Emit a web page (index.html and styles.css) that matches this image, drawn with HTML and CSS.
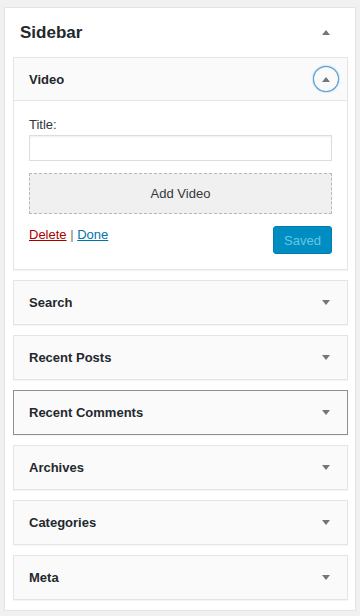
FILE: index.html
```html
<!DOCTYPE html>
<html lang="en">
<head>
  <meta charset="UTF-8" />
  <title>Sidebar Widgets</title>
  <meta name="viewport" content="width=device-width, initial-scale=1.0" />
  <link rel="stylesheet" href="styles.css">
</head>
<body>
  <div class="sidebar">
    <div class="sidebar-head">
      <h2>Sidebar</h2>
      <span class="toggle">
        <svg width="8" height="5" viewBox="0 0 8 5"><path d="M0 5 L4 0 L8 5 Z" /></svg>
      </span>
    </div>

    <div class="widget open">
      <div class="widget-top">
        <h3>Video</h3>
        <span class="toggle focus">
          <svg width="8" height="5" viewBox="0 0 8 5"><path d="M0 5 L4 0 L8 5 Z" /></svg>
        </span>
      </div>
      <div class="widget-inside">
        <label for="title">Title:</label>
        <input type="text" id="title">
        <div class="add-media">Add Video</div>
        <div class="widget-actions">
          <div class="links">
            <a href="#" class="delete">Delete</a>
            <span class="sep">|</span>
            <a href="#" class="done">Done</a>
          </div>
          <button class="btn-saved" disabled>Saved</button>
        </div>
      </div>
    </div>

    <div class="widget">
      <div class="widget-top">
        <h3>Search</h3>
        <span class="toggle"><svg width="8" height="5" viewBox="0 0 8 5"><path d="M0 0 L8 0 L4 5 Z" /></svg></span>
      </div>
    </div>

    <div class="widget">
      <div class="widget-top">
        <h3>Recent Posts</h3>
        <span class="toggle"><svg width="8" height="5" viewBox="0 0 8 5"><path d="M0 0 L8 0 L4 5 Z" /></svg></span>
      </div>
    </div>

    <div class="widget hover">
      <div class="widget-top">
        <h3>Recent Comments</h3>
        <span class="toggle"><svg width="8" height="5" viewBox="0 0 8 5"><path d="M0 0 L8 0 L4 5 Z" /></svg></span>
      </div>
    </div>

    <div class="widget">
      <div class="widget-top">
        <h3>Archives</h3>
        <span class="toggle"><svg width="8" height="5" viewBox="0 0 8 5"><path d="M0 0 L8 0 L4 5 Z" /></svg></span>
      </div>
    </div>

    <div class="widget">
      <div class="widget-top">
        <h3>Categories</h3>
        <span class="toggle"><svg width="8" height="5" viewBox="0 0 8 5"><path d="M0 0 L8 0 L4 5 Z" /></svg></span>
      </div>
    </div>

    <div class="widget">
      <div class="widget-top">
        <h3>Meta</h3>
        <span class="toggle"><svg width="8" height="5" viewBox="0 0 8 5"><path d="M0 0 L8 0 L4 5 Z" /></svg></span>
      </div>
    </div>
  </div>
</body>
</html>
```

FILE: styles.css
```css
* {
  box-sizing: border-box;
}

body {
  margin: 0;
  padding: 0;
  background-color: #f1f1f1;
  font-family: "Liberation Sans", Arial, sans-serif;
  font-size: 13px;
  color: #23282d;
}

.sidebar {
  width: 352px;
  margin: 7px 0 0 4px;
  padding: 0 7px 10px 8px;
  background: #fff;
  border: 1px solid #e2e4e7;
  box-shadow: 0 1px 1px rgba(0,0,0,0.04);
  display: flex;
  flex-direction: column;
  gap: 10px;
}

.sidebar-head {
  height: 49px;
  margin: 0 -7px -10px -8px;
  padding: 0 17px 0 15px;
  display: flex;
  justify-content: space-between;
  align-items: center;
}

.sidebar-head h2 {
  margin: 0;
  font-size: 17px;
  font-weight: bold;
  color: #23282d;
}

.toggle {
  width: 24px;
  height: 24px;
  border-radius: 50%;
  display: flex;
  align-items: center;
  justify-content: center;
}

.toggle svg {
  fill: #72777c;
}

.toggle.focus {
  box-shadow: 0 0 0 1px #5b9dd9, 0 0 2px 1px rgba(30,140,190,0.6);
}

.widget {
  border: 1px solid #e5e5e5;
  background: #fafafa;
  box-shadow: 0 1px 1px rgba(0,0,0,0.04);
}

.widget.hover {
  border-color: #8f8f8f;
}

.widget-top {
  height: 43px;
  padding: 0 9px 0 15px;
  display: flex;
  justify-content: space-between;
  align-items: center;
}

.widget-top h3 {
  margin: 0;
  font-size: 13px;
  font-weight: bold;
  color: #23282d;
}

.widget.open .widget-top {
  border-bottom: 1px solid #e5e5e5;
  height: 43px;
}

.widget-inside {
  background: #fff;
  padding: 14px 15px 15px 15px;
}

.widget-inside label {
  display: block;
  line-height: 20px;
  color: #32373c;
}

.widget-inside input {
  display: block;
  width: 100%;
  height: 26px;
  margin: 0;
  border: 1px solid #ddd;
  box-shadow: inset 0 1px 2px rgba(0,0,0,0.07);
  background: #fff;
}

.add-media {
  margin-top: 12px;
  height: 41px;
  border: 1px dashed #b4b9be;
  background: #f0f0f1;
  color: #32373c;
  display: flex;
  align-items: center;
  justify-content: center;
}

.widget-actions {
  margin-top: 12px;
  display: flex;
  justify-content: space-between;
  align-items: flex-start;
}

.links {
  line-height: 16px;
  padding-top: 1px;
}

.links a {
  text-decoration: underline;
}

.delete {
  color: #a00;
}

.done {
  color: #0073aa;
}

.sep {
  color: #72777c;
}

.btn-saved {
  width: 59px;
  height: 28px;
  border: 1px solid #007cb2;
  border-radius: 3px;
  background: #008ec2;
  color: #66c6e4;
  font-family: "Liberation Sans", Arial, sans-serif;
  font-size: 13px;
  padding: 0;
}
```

## Instruction
Determine how many lines contain the word "styles" and reply with that number alone.

## Exercise answer
3